La magistratura «cancro del Paese» fu forse la frase più contestata. Un certo scalpore fece anche il discorso in cui affermò di non poter credere che «ci siano in giro così tanti coglioni» disposti a votare contro di lui. Si è sempre sentito un uomo cui il successo consentiva di mettersi al di sopra delle convenzioni, se non delle leggi.

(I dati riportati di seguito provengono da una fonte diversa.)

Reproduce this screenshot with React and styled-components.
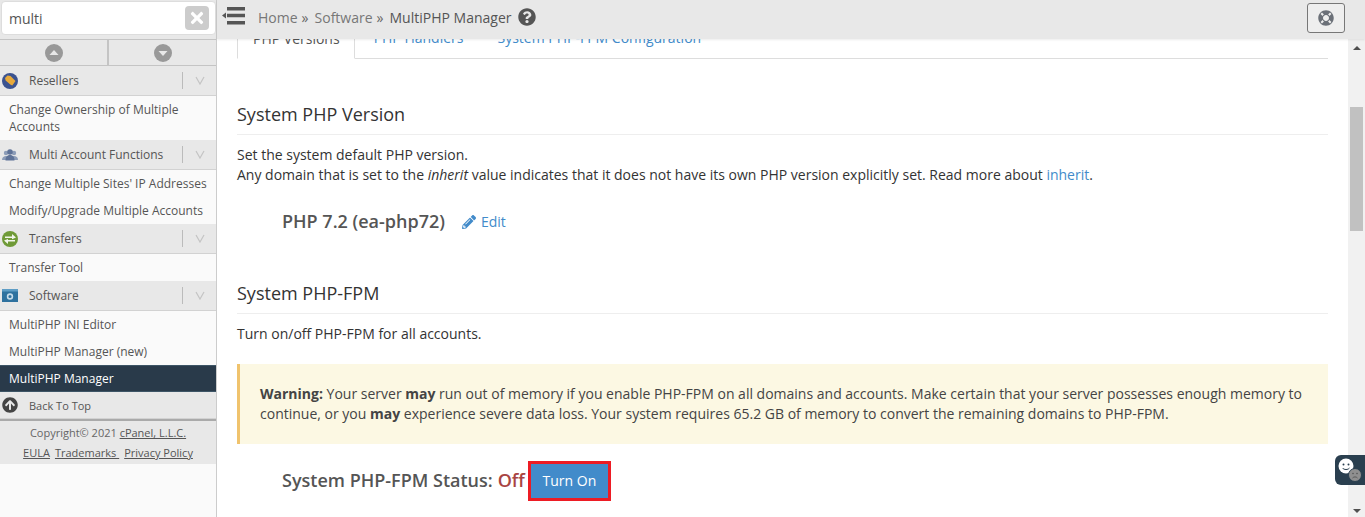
import React from "react";
import styled, { createGlobalStyle } from "styled-components";
import { FaPencilAlt, FaQuestionCircle, FaLifeRing, FaTimes, FaArrowCircleUp } from "react-icons/fa";

const GlobalStyle = createGlobalStyle`
  html, body {
    margin: 0;
    height: 100%;
    overflow: hidden;
    background: #fff;
    font-family: "Open Sans", "Liberation Sans", sans-serif;
    color: #333;
  }
  * { box-sizing: border-box; }
`;

const Page = styled.div`
  display: grid;
  grid-template-columns: 217px 1fr;
  width: 1365px;
  height: 517px;
  overflow: hidden;
`;

const Sidebar = styled.aside`
  display: flex;
  flex-direction: column;
  background: #fafafa;
  border-right: 1px solid #ccc;
  height: 517px;
`;

const SearchBar = styled.div`
  height: 39px;
  flex: none;
  background: #e8e8e8;
  padding: 1px 0 0 1px;
`;

const SearchBox = styled.div`
  width: 215px;
  height: 34px;
  background: #fff;
  border: 1px solid #ddd;
  border-radius: 4px;
  display: flex;
  align-items: center;
  justify-content: space-between;
  padding: 0 6px 0 7px;
  font-size: 14px;
  color: #555;
`;

const ClearButton = styled.span`
  width: 24px;
  height: 24px;
  border-radius: 4px;
  background: #ccc;
  color: #fff;
  display: flex;
  align-items: center;
  justify-content: center;
  font-size: 18px;
`;

const ArrowRow = styled.div`
  display: grid;
  grid-template-columns: 107px 109px;
  height: 27px;
  flex: none;
  background: #e8e8e8;
  border-top: 1px solid #c4c4c4;
  border-bottom: 1px solid #c4c4c4;
`;

const ArrowCell = styled.div`
  display: flex;
  align-items: center;
  justify-content: center;
  border-left: ${(p) => (p.$divider ? "2px solid #c4c4c4" : "0")};
`;

const GroupHeader = styled.div`
  display: flex;
  align-items: center;
  height: ${(p) => p.$height || 30}px;
  flex: none;
  background: #e8e8e8;
  border-bottom: 1px solid #d2d2d2;
  font-size: ${(p) => p.$fontSize || 12}px;
  color: #555;
`;

const GroupIcon = styled.span`
  width: 29px;
  flex: none;
  display: flex;
  justify-content: flex-start;
  padding-left: 2px;
  align-items: center;
  color: #444;
`;

const GroupLabel = styled.span`
  flex: 1;
`;

const GroupToggle = styled.span`
  width: 34px;
  height: 17px;
  flex: none;
  border-left: 1px solid #bbb;
  display: flex;
  align-items: center;
  justify-content: center;
`;

const MenuItem = styled.div`
  flex: none;
  min-height: 27px;
  padding: ${(p) => (p.$active ? "4px" : "5px")} 9px;
  font-size: 12px;
  line-height: 17px;
  color: ${(p) => (p.$active ? "#fff" : "#555")};
  background: ${(p) => (p.$active ? "#293a4a" : "transparent")};
  border-top: ${(p) => (p.$active ? "1px solid #3d5566" : "0")};
  border-bottom: ${(p) => (p.$active ? "1px solid #3d5566" : "0")};
`;

const SideFooter = styled.div`
  flex: none;
  height: 45px;
  background: #e8e8e8;
  border-top: 2px solid #aaa;
  text-align: center;
  font-size: 11px;
  line-height: 19px;
  padding-top: 2px;
  color: #666;
  a { color: #555; text-decoration: underline; }
`;

const FooterLinks = styled.div`
  display: flex;
  justify-content: center;
  gap: 5px;
  margin-top: 1px;
`;

const Main = styled.main`
  display: flex;
  flex-direction: column;
  min-width: 0;
  height: 517px;
`;

const Header = styled.header`
  height: 39px;
  flex: none;
  background: #e8e8e8;
  display: flex;
  align-items: center;
  padding: 0 20px 5px 5px;
  box-shadow: 0 1px 2px rgba(0, 0, 0, 0.08);
  position: relative;
  z-index: 1;
`;

const NavIcon = styled.svg`
  flex: none;
  margin-bottom: 3px;
`;

const Crumbs = styled.nav`
  display: flex;
  align-items: center;
  flex: 1;
  margin-left: 13px;
  font-size: 14px;
  color: #777;
`;

const CrumbSep = styled.span`
  margin: 0 6px 0 4px;
  color: #666;
`;

const CrumbCurrent = styled.span`
  color: #555;
`;

const HelpIcon = styled(FaQuestionCircle)`
  font-size: 18px;
  color: #555;
  margin-left: 7px;
`;

const SupportButton = styled.button`
  width: 38px;
  height: 30px;
  margin-top: 2px;
  border: 1px solid #777;
  border-radius: 3px;
  background: #eee;
  color: #6b7078;
  display: flex;
  align-items: center;
  justify-content: center;
  padding: 0;
  font-size: 16px;
`;

const Body = styled.div`
  flex: 1;
  display: flex;
  min-height: 0;
`;

const Content = styled.div`
  flex: 1;
  min-width: 0;
  overflow: hidden;
  padding: 0 20px;
  font-size: 14px;
  line-height: 19px;
  color: #333;
`;

const Tabs = styled.div`
  display: flex;
  margin-top: -21px;
  height: 41px;
  border-bottom: 1px solid #ddd;
`;

const Tab = styled.div`
  height: ${(p) => (p.$active ? 41 : 40)}px;
  padding: 10px 14px 0 15px;
  margin-right: ${(p) => p.$gap}px;
  color: ${(p) => (p.$active ? "#555" : "#428bca")};
  background: #fff;
  border: ${(p) => (p.$active ? "1px solid #ddd" : "0")};
  border-bottom: ${(p) => (p.$active ? "1px solid #fff" : "0")};
`;

const SectionTitle = styled.h3`
  margin: ${(p) => p.$top}px 0 10px;
  padding-bottom: 7px;
  font-size: 18px;
  font-weight: 400;
  line-height: 25px;
  color: #333;
  border-bottom: 1px solid #eee;
`;

const Para = styled.p`
  margin: ${(p) => p.$top || 0}px 0 0;
  em { font-style: italic; }
  a { color: #428bca; }
`;

const ValueRow = styled.div`
  display: flex;
  align-items: center;
  margin: ${(p) => p.$top}px 0 0 45px;
`;

const ValueText = styled.span`
  font-size: 18px;
  font-weight: 600;
  line-height: 25px;
  color: #555;
`;

const StatusText = styled(ValueText)`
  margin-bottom: 2px;
`;

const OffText = styled.span`
  color: #a94442;
  margin-left: 5px;
`;

const EditLink = styled.a`
  display: inline-flex;
  align-items: center;
  gap: 5px;
  margin-left: 17px;
  color: #428bca;
  svg { font-size: 14px; }
`;

const Warning = styled.div`
  margin-top: 21px;
  height: 80px;
  padding: 20px 20px 0 20px;
  background: #fcf8e3;
  border-left: 3px solid #f0c36d;
  line-height: 20px;
  color: #444;
  b { font-weight: 700; }
`;

const Highlight = styled.span`
  display: inline-flex;
  margin-left: 3px;
  border: 3px solid #ed1c24;
`;

const PrimaryButton = styled.button`
  width: 77px;
  height: 34px;
  border: 0;
  background: #428bca;
  color: #fff;
  font: 400 14px "Open Sans", sans-serif;
  padding: 0 0 2px;
`;

const Scrollbar = styled.div`
  width: 17px;
  flex: none;
  background: #f1f1f1;
  display: flex;
  flex-direction: column;
  align-items: center;
  padding-top: 7px;
`;

const ScrollArrow = styled.span`
  width: 0;
  height: 0;
  border-left: 4px solid transparent;
  border-right: 4px solid transparent;
  border-bottom: ${(p) => (p.$down ? "0" : "4px solid #505050")};
  border-top: ${(p) => (p.$down ? "4px solid #505050" : "0")};
  margin-top: ${(p) => (p.$down ? "auto" : "0")};
  margin-bottom: ${(p) => (p.$down ? "4px" : "0")};
`;

const ScrollThumb = styled.div`
  width: 13px;
  height: 124px;
  margin-top: 57px;
  background: #c1c1c1;
`;

const ChatTab = styled.div`
  position: absolute;
  left: 1335px;
  top: 455px;
  width: 30px;
  height: 30px;
  background: #2a3f4f;
  border-radius: 6px 0 0 6px;
`;

const NavToggle = () => (
  <NavIcon width="23" height="18" viewBox="0 0 23 18">
    <path d="M5 0h18v3.400H5zM5 6.800h18v3.400H5zM5 14h18v3.400H5z" fill="#555" />
    <path d="M0 8.500l4-3v6z" fill="#555" />
  </NavIcon>
);

const CircleArrow = ({ down }) => (
  <svg width="18" height="18" viewBox="0 0 18 18">
    <circle cx="9" cy="9" r="9" fill="#999" />
    <path d={down ? "M4.500 7h9L9 12z" : "M4.500 11h9L9 6z"} fill="#e8e8e8" />
  </svg>
);

const Chevron = () => (
  <svg width="10" height="9" viewBox="0 0 10 9">
    <path d="M1 1l4 7 4-7" fill="none" stroke="#c4c4c4" strokeWidth="1.2" />
  </svg>
);

const ResellersIcon = () => (
  <svg width="16" height="16" viewBox="0 0 16 16">
    <circle cx="8" cy="8" r="8" fill="#3b5390" />
    <path d="M3 5l2.500-2.400 3 .3 5 5-3.200 4.600-1.700-.8L3.600 7.600z" fill="#e8a93a" />
  </svg>
);

const AccountsIcon = () => (
  <svg width="16" height="14" viewBox="0 0 16 14">
    <circle cx="4" cy="5" r="2.200" fill="#8d9db8" />
    <circle cx="12" cy="5" r="2.200" fill="#8d9db8" />
    <path d="M0 12c0-3 2-4 4-4s4 1 4 4z" fill="#8d9db8" />
    <path d="M8 12c0-3 2-4 4-4s4 1 4 4z" fill="#8d9db8" />
    <circle cx="8" cy="4" r="2.800" fill="#5f7398" />
    <path d="M3.500 12.500c0-4 2-5.500 4.500-5.500s4.500 1.500 4.500 5.500z" fill="#5f7398" />
  </svg>
);

const TransfersIcon = () => (
  <svg width="16" height="16" viewBox="0 0 16 16">
    <circle cx="8" cy="8" r="8" fill="#6f9a37" />
    <path d="M3 5.500h7V3l4 3.500-4 1.700V7H3zM13 10.500H6V13L2 9.500 6 8v1h7z" fill="#f3f6ec" />
  </svg>
);

const SoftwareIcon = () => (
  <svg width="16" height="13" viewBox="0 0 16 13">
    <rect width="16" height="13" fill="#2f729f" />
    <rect x="0" y="0" width="16" height="2.500" fill="#5e9dc5" />
    <circle cx="8" cy="7.500" r="2.400" fill="none" stroke="#c7dcea" strokeWidth="1.600" />
  </svg>
);

const ChatFaces = () => (
  <svg width="30" height="30" viewBox="0 0 30 30">
    <circle cx="11" cy="11" r="7.500" fill="#fff" />
    <circle cx="8.500" cy="9.500" r="1" fill="#2a3f4f" />
    <circle cx="13.500" cy="9.500" r="1" fill="#2a3f4f" />
    <path d="M7.500 13c1.500 2 5.500 2 7 0" fill="none" stroke="#2a3f4f" strokeWidth="1" />
    <circle cx="20" cy="20" r="6.500" fill="#8f8f8f" stroke="#2a3f4f" strokeWidth="1" />
    <circle cx="18" cy="18.500" r=".8" fill="#555" />
    <circle cx="22" cy="18.500" r=".8" fill="#555" />
    <path d="M17.500 23c1.500-1.500 3.500-1.500 5 0" fill="none" stroke="#555" strokeWidth=".9" />
  </svg>
);

const Group = ({ icon, label, height }) => (
  <GroupHeader $height={height}>
    <GroupIcon>{icon}</GroupIcon>
    <GroupLabel>{label}</GroupLabel>
    <GroupToggle>
      <Chevron />
    </GroupToggle>
  </GroupHeader>
);

export default function App() {
  return (
    <Page>
      <GlobalStyle />
      <Sidebar>
        <SearchBar>
          <SearchBox>
            multi
            <ClearButton>
              <FaTimes />
            </ClearButton>
          </SearchBox>
        </SearchBar>
        <ArrowRow>
          <ArrowCell>
            <CircleArrow />
          </ArrowCell>
          <ArrowCell $divider>
            <CircleArrow down />
          </ArrowCell>
        </ArrowRow>
        <Group icon={<ResellersIcon />} label="Resellers" />
        <MenuItem>Change Ownership of Multiple Accounts</MenuItem>
        <Group icon={<AccountsIcon />} label="Multi Account Functions" />
        <MenuItem>Change Multiple Sites' IP Addresses</MenuItem>
        <MenuItem>Modify/Upgrade Multiple Accounts</MenuItem>
        <Group icon={<TransfersIcon />} label="Transfers" />
        <MenuItem>Transfer Tool</MenuItem>
        <Group icon={<SoftwareIcon />} label="Software" />
        <MenuItem>MultiPHP INI Editor</MenuItem>
        <MenuItem>MultiPHP Manager (new)</MenuItem>
        <MenuItem $active>MultiPHP Manager</MenuItem>
        <GroupHeader $height={27} $fontSize={11}>
          <GroupIcon>
            <FaArrowCircleUp size={16} />
          </GroupIcon>
          <GroupLabel>Back To Top</GroupLabel>
        </GroupHeader>
        <SideFooter>
          <div>
            Copyright© 2021 <a>cPanel, L.L.C.</a>
          </div>
          <FooterLinks>
            <a>EULA</a>
            <a>Trademarks&nbsp;</a>
            <a>Privacy Policy</a>
          </FooterLinks>
        </SideFooter>
      </Sidebar>
      <Main>
        <Header>
          <NavToggle />
          <Crumbs>
            Home<CrumbSep>»</CrumbSep>Software<CrumbSep>»</CrumbSep>
            <CrumbCurrent>MultiPHP Manager</CrumbCurrent>
            <HelpIcon />
          </Crumbs>
          <SupportButton>
            <FaLifeRing />
          </SupportButton>
        </Header>
        <Body>
          <Content>
            <Tabs>
              <Tab $active $gap={4}>PHP Versions</Tab>
              <Tab $gap={5}>PHP Handlers</Tab>
              <Tab $gap={0}>System PHP-FPM Configuration</Tab>
            </Tabs>
            <SectionTitle $top={43}>System PHP Version</SectionTitle>
            <Para>Set the system default PHP version.</Para>
            <Para $top={1}>
              Any domain that is set to the <em>inherit</em> value indicates that it does not have its
              own PHP version explicitly set. Read more about <a>inherit</a>.
            </Para>
            <ValueRow $top={25}>
              <ValueText>PHP 7.2 (ea-php72)</ValueText>
              <EditLink>
                <FaPencilAlt />
                Edit
              </EditLink>
            </ValueRow>
            <SectionTitle $top={47}>System PHP-FPM</SectionTitle>
            <Para>Turn on/off PHP-FPM for all accounts.</Para>
            <Warning>
              <b>Warning:</b> Your server <b>may</b> run out of memory if you enable PHP-FPM on all
              domains and accounts. Make certain that your server possesses enough memory to continue,
              or you <b>may</b> experience severe data loss. Your system requires 65.2 GB of memory to
              convert the remaining domains to PHP-FPM.
            </Warning>
            <ValueRow $top={17}>
              <StatusText>
                System PHP-FPM Status:<OffText>Off</OffText>
              </StatusText>
              <Highlight>
                <PrimaryButton>Turn On</PrimaryButton>
              </Highlight>
            </ValueRow>
          </Content>
          <Scrollbar>
            <ScrollArrow />
            <ScrollThumb />
            <ScrollArrow $down />
          </Scrollbar>
        </Body>
      </Main>
      <ChatTab>
        <ChatFaces />
      </ChatTab>
    </Page>
  );
}
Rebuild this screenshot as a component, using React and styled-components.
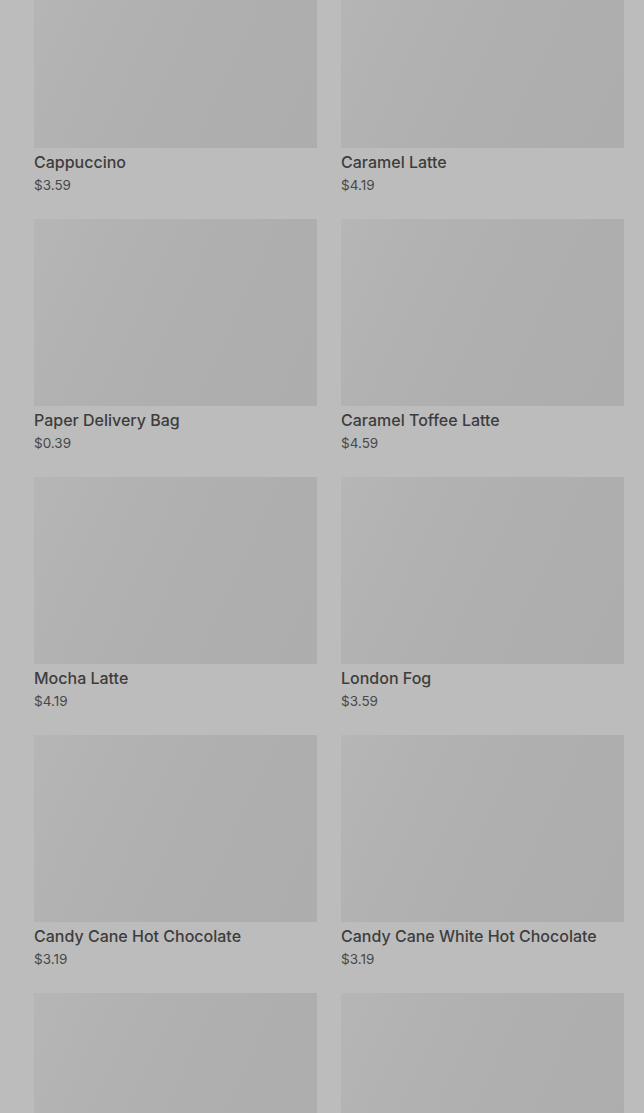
import styled, { createGlobalStyle } from 'styled-components';

const products = [
    { name: 'Cappuccino', price: 3.59 },
    { name: 'Caramel Latte', price: 4.19 },
    { name: 'Paper Delivery Bag', price: 0.39 },
    { name: 'Caramel Toffee Latte', price: 4.59 },
    { name: 'Mocha Latte', price: 4.19 },
    { name: 'London Fog', price: 3.59 },
    { name: 'Candy Cane Hot Chocolate', price: 3.19 },
    { name: 'Candy Cane White Hot Chocolate', price: 3.19 },
    { name: 'Peppermint Mocha', price: 4.59 },
    { name: 'Hot Chocolate', price: 2.99 },
];

const App = () => {
    return (
        <>
            <GlobalStyle />
            <Page>
                <Grid>
                    {products.map((item, index) => (
                        <Card key={index}>
                            <Thumb />
                            <Name>{item.name}</Name>
                            <Price>${item.price.toFixed(2)}</Price>
                        </Card>
                    ))}
                </Grid>
            </Page>
        </>
    );
};

const GlobalStyle = createGlobalStyle`
    html, body {
        margin: 0;
        padding: 0;
        background: #bcbcbc;
        overflow: hidden;
    }
`;
const Page = styled.div`
    height: 100vh;
    overflow: hidden;
    background: #bcbcbc;
    box-sizing: border-box;
    padding: 0 20px 0 34px;
    font-family: Inter, 'Liberation Sans', sans-serif;
`;
const Grid = styled.div`
    display: grid;
    grid-template-columns: 283px 283px;
    column-gap: 24px;
    row-gap: 24px;
    margin-top: -39px;
`;
const Card = styled.div`
    display: flex;
    flex-direction: column;
`;
const Thumb = styled.div`
    height: 187px;
    background: linear-gradient(115deg, #b6b6b6 0%, #b2b2b2 25%, #afafaf 55%, #adadad 100%);
`;
const Name = styled.div`
    margin-top: 3px;
    font-size: 16px;
    line-height: 22px;
    font-weight: 500;
    color: #3d3d3d;
    white-space: nowrap;
`;
const Price = styled.div`
    margin-top: 2px;
    font-size: 13.5px;
    line-height: 20px;
    color: #484848;
`;

export default App;
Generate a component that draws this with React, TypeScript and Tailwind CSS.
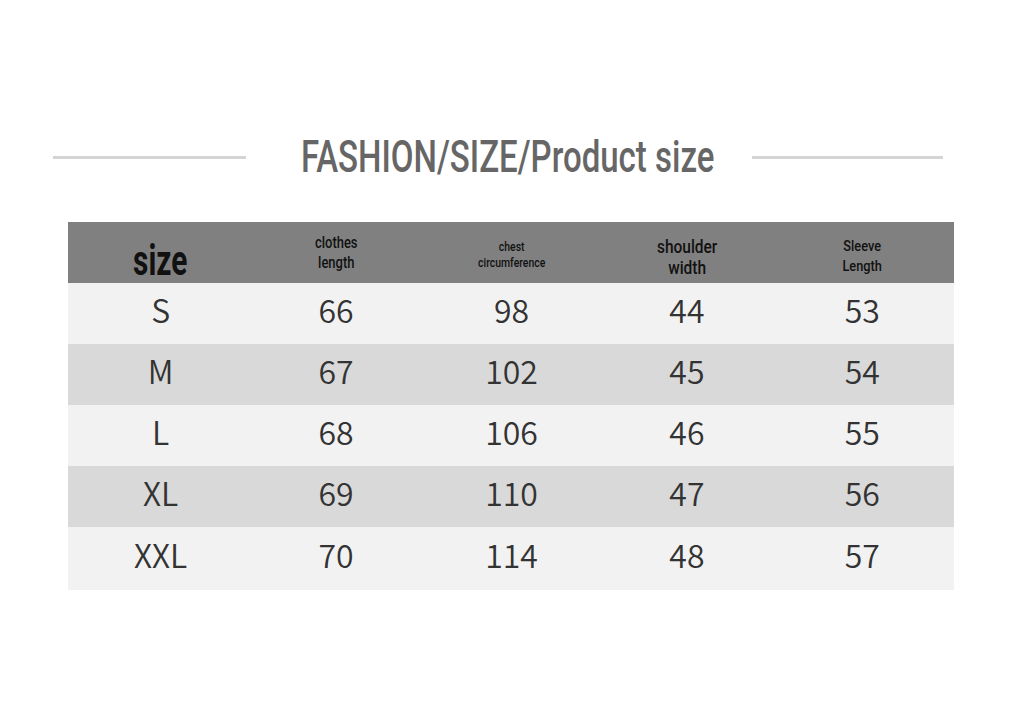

L’andirivieni delle «olgettine» nelle sue residenze private non aveva, è vero, rilevanza penale, come i processi hanno poi accertato; ma la rivelazione delle sue «cene eleganti» ha avuto una notevole rilevanza nel cristallizzare un giudizio negativo sull’uomo di Stato, che in ben altre faccende dovrebbe essere affaccendato (oltre a costargli il matrimonio con Veronica Lario).

Eppure il bilancio finale del Berlusconi politico non è negativo a causa di tutte le cose che ha minacciato di fare o che i suoi avversari gli hanno imputato di aver fatto; ma piuttosto per quelle che aveva promesso e che non ha fatto. Il più longevo premier della storia della Repubblica ha lasciato sulla carta la «rivoluzione liberale», fatta di meno tasse e più crescita, la promessa che lo aveva portato al governo. Non è riuscito a cambiare la Costituzione, perché la sua riforma fu sonoramente battuta nel referendum. Non riuscì – né davvero ci provò veramente mai – a riscrivere il sistema giudiziario italiano in un senso più garantista e meno dominato dalle Procure, preferendo il piccolo cabotaggio delle leggi «ad personam».

Non ha mai neanche lontanamente accettato l’idea di costruire una successione, tagliando anzi la testa uno a uno a tutti i potenziali «delfini», e così presumibilmente portando alla fine con sé la sua creatura, Forza Italia. La quale, negli ultimi anni del declino fisico ed elettorale del Cavaliere, si è infatti trasformata in una corte medievale, dove le fortune o le disgrazie dipendono dai favori dell’ultima fidanzata, dall’ambizione dell’ultima assistente, dalle manovre dell’ultimo cortigiano. Berlusconi ha avuto tutto per cambiare l’Italia, consenso, successo, forza, soldi, potere; e non ce l’ha fatta.

A 86 anni, ha persino sperato per un non breve momento di suggellare la sua straordinaria biografia trasformandola in leggenda, con l’elezione al Quirinale. Il semplice fatto che l’abbia sognato ci ha detto tutto sul tramonto della sua era.

Ha molti alibi. E non solo nel testardo accanimento delle procure (Milano in testa) contro di lui. I due tragici eventi epocali che sconvolsero il mondo proprio all’inizio dei suoi governi, l’attacco alle Torri Gemelle nel 2001 e la crisi dei subprime nel 2008, sicuramente ne frenarono le ambizioni. Ma il suo passaggio nella storia politica dell’Italia ha lasciato anche tracce indelebili: per esempio il bipolarismo, stagione da lui dominata, e forse non a caso subito finita appena lui è uscito di scena, per ridare spazio negli ultimi anni agli antichi vizi italiani del trasformismo e delle maggioranze che cambiano come gli abiti col cambiare delle stagioni. Neanche l’ultimo «miracolo» gli è riuscito.

Una volta don Verzè, fondatore del San Raffaele di Milano di cui era amico e benefattore, rivelò che gli aveva chiesto «di campare fino a 150 anni per mettere a posto l’Italia». Contava sui progressi della scienza, o forse scherzava su un suo diritto all’immortalità. Si è spento in quello stesso ospedale a 86 anni, appena due in più della media nazionale. A conferma della sua natura di «arci-italiano», di autobiografia della nazione, di quell’Italia di cui in un celebre incipit disse «è il Paese che amo».